━━ Given data ━━

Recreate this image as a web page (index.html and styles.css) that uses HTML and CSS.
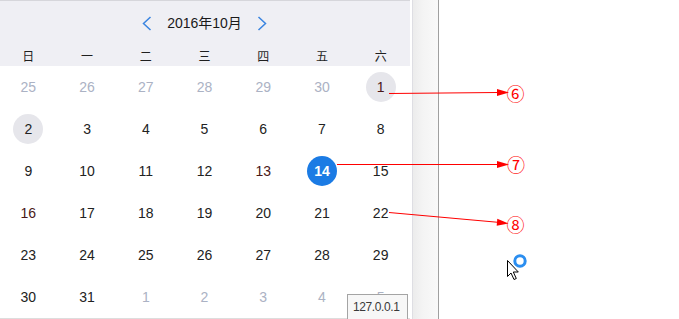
FILE: index.html
```html
<!DOCTYPE html>
<html lang="zh">
<head>
<meta charset="utf-8">
<title>日历</title>
<link rel="stylesheet" href="styles.css">
</head>
<body>
<div class="page">
  <div class="calendar">
    <div class="cal-inner">
      <div class="cal-head">
        <div class="nav">
          <span class="chev"><svg width="10" height="15" viewBox="0 0 10 15"><polyline points="8.5,1 1.5,7.5 8.5,14" fill="none" stroke="#3a84e0" stroke-width="1.5"/></svg></span>
          <span class="title">2016年10月</span>
          <span class="chev"><svg width="10" height="15" viewBox="0 0 10 15"><polyline points="1.5,1 8.5,7.5 1.5,14" fill="none" stroke="#3a84e0" stroke-width="1.5"/></svg></span>
        </div>
        <div class="weekdays">
          <span>日</span><span>一</span><span>二</span><span>三</span><span>四</span><span>五</span><span>六</span>
        </div>
      </div>
      <div class="days">
        <div class="d muted"><span>25</span></div>
        <div class="d muted"><span>26</span></div>
        <div class="d muted"><span>27</span></div>
        <div class="d muted"><span>28</span></div>
        <div class="d muted"><span>29</span></div>
        <div class="d muted"><span>30</span></div>
        <div class="d red"><span class="ring">1</span></div>

        <div class="d"><span class="ring">2</span></div>
        <div class="d"><span>3</span></div>
        <div class="d"><span>4</span></div>
        <div class="d"><span>5</span></div>
        <div class="d"><span>6</span></div>
        <div class="d"><span>7</span></div>
        <div class="d"><span>8</span></div>

        <div class="d"><span>9</span></div>
        <div class="d"><span>10</span></div>
        <div class="d"><span>11</span></div>
        <div class="d"><span>12</span></div>
        <div class="d red"><span>13</span></div>
        <div class="d"><span class="sel">14</span></div>
        <div class="d"><span>15</span></div>

        <div class="d red"><span>16</span></div>
        <div class="d"><span>17</span></div>
        <div class="d"><span>18</span></div>
        <div class="d"><span>19</span></div>
        <div class="d"><span>20</span></div>
        <div class="d"><span>21</span></div>
        <div class="d"><span>22</span></div>

        <div class="d"><span>23</span></div>
        <div class="d"><span>24</span></div>
        <div class="d"><span>25</span></div>
        <div class="d"><span>26</span></div>
        <div class="d"><span>27</span></div>
        <div class="d"><span>28</span></div>
        <div class="d"><span>29</span></div>

        <div class="d"><span>30</span></div>
        <div class="d"><span>31</span></div>
        <div class="d muted"><span>1</span></div>
        <div class="d muted"><span>2</span></div>
        <div class="d muted"><span>3</span></div>
        <div class="d muted"><span>4</span></div>
        <div class="d muted"><span>5</span></div>
      </div>
    </div>
  </div>
  <div class="gutter"></div>
  <div class="divider"></div>
  <div class="rest"></div>
</div>

<div class="tooltip">127.0.0.1</div>

<svg class="annotations" width="679" height="319" viewBox="0 0 679 319">
  <g stroke="#ff0000" stroke-width="1" fill="none">
    <line x1="389" y1="93.5" x2="498" y2="92.5"/>
    <line x1="337" y1="164.5" x2="498" y2="164.5"/>
    <line x1="389" y1="212.5" x2="498" y2="222.3"/>
  </g>
  <g fill="#ff0000">
    <polygon points="497,89 509,92.5 497,96"/>
    <polygon points="497,161 509,164.5 497,168"/>
    <polygon points="497.3,218.8 508.5,223.4 496.7,225.8"/>
  </g>
  <g class="marks" fill="#ff0000">
    <text x="515.5" y="92.5">⑥</text>
    <text x="516" y="163.5">⑦</text>
    <text x="515.5" y="224">⑧</text>
  </g>
  <path d="M507.5,260.5 L507.5,276.5 L511,273 L514,279.5 L516.3,278.5 L513.3,272 L518.3,272 Z" fill="#ffffff" stroke="#000000" stroke-width="1" stroke-linejoin="miter"/>
  <circle cx="520" cy="261" r="5.2" fill="none" stroke="#2b8ef0" stroke-width="3"/>
</svg>
</body>
</html>
```

FILE: styles.css
```css
html, body {
  margin: 0;
  padding: 0;
  width: 679px;
  height: 319px;
  overflow: hidden;
  background: #ffffff;
}

body {
  position: relative;
  font-family: "Liberation Sans", Arial, "Noto Sans CJK SC", sans-serif;
  color: #222222;
}

.page {
  display: flex;
  height: 319px;
}

.calendar {
  width: 412px;
  flex: none;
  border-right: 1px solid #dedee3;
  overflow: hidden;
}

.cal-inner {
  width: 411px;
  margin-left: -1px;
}

.cal-head {
  background: #efeff4;
  border-top: 1px solid #d6d6db;
  height: 65px;
  box-sizing: content-box;
}

.nav {
  height: 44px;
  display: flex;
  align-items: center;
  justify-content: center;
  gap: 15px;
}

.chev {
  display: flex;
  width: 10px;
  height: 15px;
}

.title {
  font-family: "Liberation Sans", Arial, "Noto Sans CJK SC", sans-serif;
  font-size: 14px;
  color: #1a1a1a;
  line-height: 16px;
}

.weekdays {
  height: 21px;
  display: grid;
  grid-template-columns: repeat(7, 1fr);
  align-items: center;
  font-family: "Noto Sans CJK SC", sans-serif;
  font-size: 12px;
  line-height: 14px;
  color: #1f1f1f;
}

.weekdays span {
  text-align: center;
}

.days {
  display: grid;
  grid-template-columns: repeat(7, 1fr);
  grid-auto-rows: 42px;
  border-bottom: 1px solid #dddddd;
  font-size: 14px;
}

.d {
  display: flex;
  align-items: center;
  justify-content: center;
}

.d span {
  display: block;
  width: 30px;
  height: 30px;
  line-height: 30px;
  text-align: center;
  border-radius: 50%;
  color: #222222;
}

.d.muted span {
  color: #abb2c4;
}

.d.red span {
  color: #4a1818;
}

.d span.ring {
  background: #e6e6eb;
}

.d span.sel {
  background: #1b7be4;
  color: #ffffff;
  font-weight: bold;
}

.gutter {
  width: 25px;
  flex: none;
  background: linear-gradient(to right, #ececec, #f4f4f4 40%, #f9f9f9);
}

.divider {
  width: 1px;
  flex: none;
  background: #a0a0a0;
}

.rest {
  flex: 1;
  background: #ffffff;
}

.tooltip {
  position: absolute;
  left: 347px;
  top: 294px;
  width: 61px;
  height: 30px;
  border: 1px solid #a4a4a4;
  background: #f7f7f7;
  color: #3a3a3a;
  font-size: 12px;
  letter-spacing: -0.4px;
  line-height: 14px;
  padding: 5px 0 0 5px;
  box-sizing: border-box;
  white-space: nowrap;
}

.annotations {
  position: absolute;
  left: 0;
  top: 0;
  pointer-events: none;
}

.marks text {
  font-family: "Noto Sans CJK SC", "DejaVu Sans", sans-serif;
  font-size: 18px;
  text-anchor: middle;
  dominant-baseline: central;
}
```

━━━

Written instruction — Check each line of the data above for the string "index", then report how many lines have it, with no other words.

Completed task — 2